For each asset, identify what tasks need to happen and how often. Manufacturers typically publish recommended service intervals. Industry associations and equipment manuals are also reliable sources. Once you have tasks and intervals mapped out, assign them to a calendar. This can be as simple as a spreadsheet for a household or as sophisticated as a computerized maintenance management system for a business.

The most common reason routine maintenance programs fail isn’t poor planning. It’s inconsistent execution. Without proper tracking, tasks get skipped, rescheduled indefinitely, or performed at the wrong intervals. Whatever system you use, the critical part is actually following through on the schedule and recording what was done and when.

Safety and Financial Returns

OSHA specifically recommends routine preventive maintenance of equipment, facilities, and controls to help prevent incidents caused by equipment failure.
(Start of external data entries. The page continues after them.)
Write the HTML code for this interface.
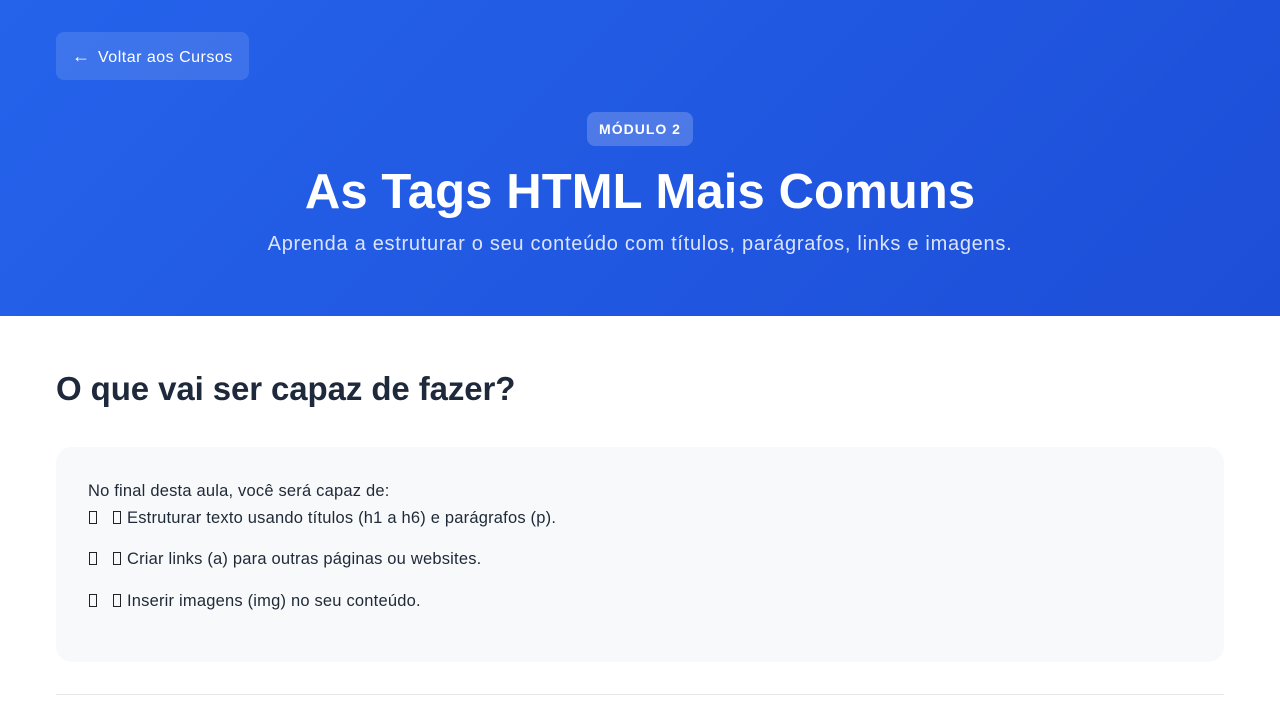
<!DOCTYPE html>
<html><head><meta charset="utf-8"><style>
*{margin:0;padding:0;box-sizing:border-box}
body{width:1280px;height:720px;overflow:hidden;background:#fff;font-family:"Liberation Sans",sans-serif;color:#1f2937}
.hero{height:316px;background:linear-gradient(135deg,#2563eb 0%,#1d4ed8 100%);position:relative;color:#fff;text-align:center}
.back{position:absolute;left:56px;top:32px;width:193px;height:48px;border-radius:8px;background:rgba(255,255,255,0.12);color:#fff;font-size:16px;line-height:48px;text-align:left;padding-left:16px;letter-spacing:0.5px}
.back span{display:inline-block;margin-right:8px;font-size:18px;letter-spacing:0}
.badge{position:absolute;left:587px;top:112px;width:106px;height:34px;border-radius:8px;background:rgba(255,255,255,0.2);font-size:14px;font-weight:bold;letter-spacing:1px;line-height:34px}
h1{position:absolute;left:0;right:0;top:161px;font-size:49px;font-weight:bold;line-height:62px;letter-spacing:0.1px}
.sub{position:absolute;left:0;right:0;top:231px;font-size:20px;color:#dbe4fb;line-height:26px;letter-spacing:0.72px}
h2{position:absolute;left:56px;top:370px;font-size:33px;font-weight:bold;color:#1e293b;letter-spacing:-0.1px}
.card{position:absolute;left:56px;top:447px;width:1168px;height:215px;background:#f8f9fb;border-radius:16px}
.t{position:absolute;left:89px;font-size:16.5px;color:#1f2937;line-height:20px;letter-spacing:0.2px}
.box{display:inline-block;width:8px;height:13px;border:1px solid #222;vertical-align:-1px}
hr{position:absolute;left:56px;top:694px;width:1168px;border:0;border-top:1px solid #e5e7eb}
</style></head><body>
<div class="hero">
<div class="back"><span>←</span>Voltar aos Cursos</div>
<div class="badge">MÓDULO 2</div>
<h1>As Tags HTML Mais Comuns</h1>
<div class="sub">Aprenda a estruturar o seu conteúdo com títulos, parágrafos, links e imagens.</div>
</div>
<h2>O que vai ser capaz de fazer?</h2>
<div class="card"></div>
<div class="t" style="top:481px;left:88px">No final desta aula, você será capaz de:</div>
<div class="t" style="top:508px"><span class="box"></span><span class="box" style="margin-left:16px;margin-right:6px"></span>Estruturar texto usando títulos (h1 a h6) e parágrafos (p).</div>
<div class="t" style="top:549px"><span class="box"></span><span class="box" style="margin-left:16px;margin-right:6px"></span>Criar links (a) para outras páginas ou websites.</div>
<div class="t" style="top:591px"><span class="box"></span><span class="box" style="margin-left:16px;margin-right:6px"></span>Inserir imagens (img) no seu conteúdo.</div>
<hr>
</body></html>
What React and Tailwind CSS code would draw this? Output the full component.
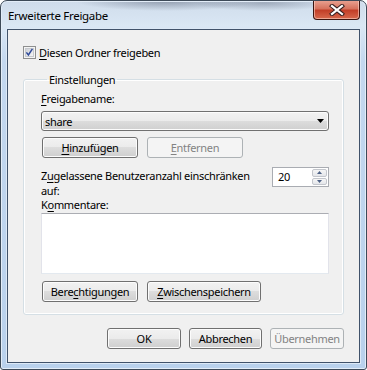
import React from 'react';

const btnOn =
  'border-[#707070] bg-[linear-gradient(#f2f2f2,#ebebeb_50%,#dddddd_50%,#cfcfcf)] shadow-[inset_0_0_0_1px_#fcfcfc] text-black';
const btnOff = 'border-[#adb2b5] bg-[#f4f4f4] text-[#838383]';

function Btn({ children, disabled, className = '' }) {
  return (
    <button
      disabled={disabled}
      className={`${disabled ? btnOff : btnOn} h-[21px] rounded-[3px] border flex items-center justify-center leading-[13px] ${className}`}
    >
      {children}
    </button>
  );
}

function U({ children }) {
  return <span className="underline underline-offset-[2px] decoration-1">{children}</span>;
}

function CheckBox() {
  return (
    <svg width="13" height="13" viewBox="0 0 13 13" className="shrink-0">
      <defs>
        <linearGradient id="cbg" x1="0" y1="0" x2="1" y2="1">
          <stop offset="0" stopColor="#cbcfd5" />
          <stop offset="1" stopColor="#f7f7f7" />
        </linearGradient>
      </defs>
      <rect x="0.5" y="0.5" width="12" height="12" fill="#f4f4f4" stroke="#8e8f8f" />
      <rect x="2.5" y="2.5" width="8" height="8" fill="url(#cbg)" stroke="#c6c9ce" />
      <path d="M3.4 6.4 L5.4 9 L9.4 2.8" fill="none" stroke="#2f4a9a" strokeWidth="1.5" />
    </svg>
  );
}

function CloseButton() {
  return (
    <div className="ml-auto mr-[6px] -mt-px w-[47px] h-[20px] rounded-b-[4px] border border-t-0 border-[#3b1510] bg-[linear-gradient(#eaa595,#d6735e_45%,#c23f28_55%,#d8694d)] shadow-[inset_0_0_0_1px_rgba(255,220,210,0.55)] flex items-center justify-center">
      <svg width="16" height="12" viewBox="0 0 16 12">
        <path d="M3 2 L13 10 M13 2 L3 10" stroke="#3a2020" strokeWidth="4.2" strokeLinecap="square" />
        <path d="M3 2 L13 10 M13 2 L3 10" stroke="#ffffff" strokeWidth="2.2" strokeLinecap="square" />
      </svg>
    </div>
  );
}

export default function App() {
  return (
    <div className="w-[367px] h-[370px] flex flex-col border border-[#3d4a58] rounded-t-[7px] rounded-b-[3px] bg-[radial-gradient(ellipse_90px_10px_at_45%_0%,rgba(70,80,100,0.45),transparent),radial-gradient(ellipse_70px_8px_at_72%_2px,rgba(70,80,100,0.35),transparent),linear-gradient(#cfdceb,#dae7f4_25px,#c4d8ef_60px,#b9d1ec)] shadow-[inset_0_0_0_1px_#e3edf8] text-[11px] tracking-[-0.3px] text-black font-['Noto_Sans','Liberation_Sans',sans-serif] overflow-hidden">
      {/* Title bar */}
      <div className="h-[28px] flex items-start shrink-0">
        <div className="pl-[7px] pt-[7px] leading-[15px] text-[11.5px]">Erweiterte Freigabe</div>
        <CloseButton />
      </div>

      {/* Client area */}
      <div className="mx-[6px] h-[334px] border border-[#40526a] bg-[#f0f0f0] shadow-[0_0_0_1px_#dde9f6] flex flex-col pl-[15px] pr-[15px]">
        <div className="mt-[16px] h-[13px] flex items-center gap-[3px]">
          <CheckBox />
          <span className="leading-[15px]">
            <U>D</U>iesen Ordner freigeben
          </span>
        </div>

        <fieldset className="mt-[13px] border border-[#d5dfe5] rounded-[3px] shadow-[inset_0_0_0_1px_#ffffff] pl-[17px] pr-[14px] pt-[4px] pb-[12px]">
          <legend className="ml-[6px] px-[2px] leading-[15px]">Einstellungen</legend>

          <div className="leading-[15px]">
            <U>F</U>reigabename:
          </div>

          <div className={`mt-[5px] h-[20px] rounded-[3px] border flex items-center pl-[3px] pr-[4px] ${btnOn}`}>
            <span className="flex-1 leading-[15px]">share</span>
            <svg width="7" height="4" viewBox="0 0 7 4">
              <path d="M0 0 H7 L3.5 4 Z" fill="#000" />
            </svg>
          </div>

          <div className="mt-[6px] ml-px flex gap-[9px]">
            <Btn className="w-[96px]">
              <U>H</U>inzufügen
            </Btn>
            <Btn disabled className="w-[96px]">
              <U>E</U>ntfernen
            </Btn>
          </div>

          <div className="mt-[9px] flex items-start justify-between">
            <div className="leading-[15px] pt-px">
              Z<U>u</U>gelassene Benutzeranzahl einschränken
              <br />
              auf:
            </div>
            <div className="w-[57px] h-[20px] border border-[#a9acb2] bg-white flex">
              <span className="flex-1 pl-[5px] leading-[18px]">20</span>
              <div className="flex flex-col gap-px p-px">
                <div className="w-[15px] flex-1 rounded-[2px] border border-[#c3c6cc] bg-[linear-gradient(#f6f6f6,#e4e6ea)] flex items-center justify-center">
                  <svg width="5" height="3" viewBox="0 0 5 3">
                    <path d="M0 3 L2.5 0 L5 3 Z" fill="#4d6185" />
                  </svg>
                </div>
                <div className="w-[15px] flex-1 rounded-[2px] border border-[#c3c6cc] bg-[linear-gradient(#f6f6f6,#e4e6ea)] flex items-center justify-center">
                  <svg width="5" height="3" viewBox="0 0 5 3">
                    <path d="M0 0 L5 0 L2.5 3 Z" fill="#4d6185" />
                  </svg>
                </div>
              </div>
            </div>
          </div>

          <div className="-mt-px leading-[15px]">
            K<U>o</U>mmentare:
          </div>

          <div className="mt-px h-[61px] bg-white border border-[#e2e3ea] border-t-[#abadb3] border-b-[#e3e9ef]" />

          <div className="mt-[7px] ml-px flex gap-[9px]">
            <Btn className="w-[96px]">
              Bere<U>c</U>htigungen
            </Btn>
            <Btn className="w-[114px]">
              <U>Z</U>wischenspeichern
            </Btn>
          </div>
        </fieldset>

        <div className="mt-[13px] flex justify-end gap-[8px]">
          <Btn className="w-[74px]">OK</Btn>
          <Btn className="w-[73px]">Abbrechen</Btn>
          <Btn disabled className="w-[74px]">
            Übernehmen
          </Btn>
        </div>
      </div>
    </div>
  );
}
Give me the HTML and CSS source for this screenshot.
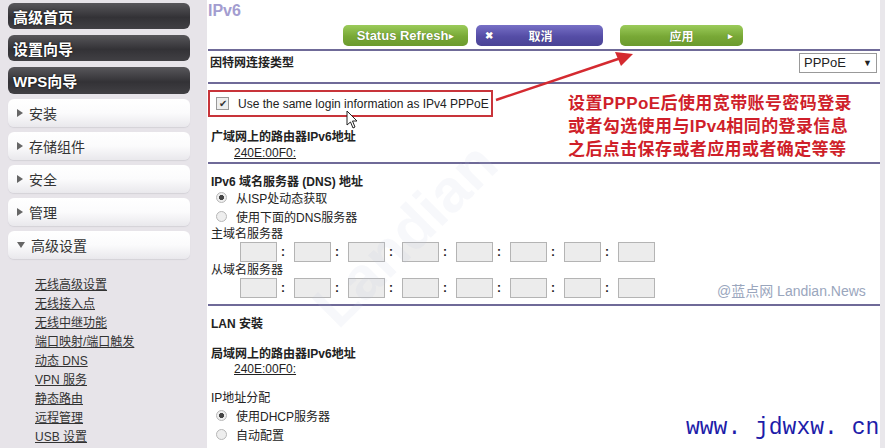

Regular inspections catch hazards like frayed wiring, worn brake pads, or corroded valves before they lead to accidents. In industrial settings, this is a formal compliance requirement. At home, it’s the difference between a working smoke detector and one with a dead battery.

The financial case is equally clear. Scheduled maintenance reduces overall maintenance spending by 12 to 18% compared to a purely reactive approach. More advanced condition-based monitoring can push savings even higher, to 25% or more, while cutting unplanned downtime by 30 to 50% and extending asset lifespans by 20 to 40%. Even at the conservative end, the math strongly favors spending a little regularly over spending a lot in emergencies.

For most people and organizations, routine maintenance is less about any single task and more about building the habit of consistent upkeep. The individual actions are usually simple and inexpensive. Their value compounds over years of fewer breakdowns, longer-lasting equipment, and problems caught while they’re still small.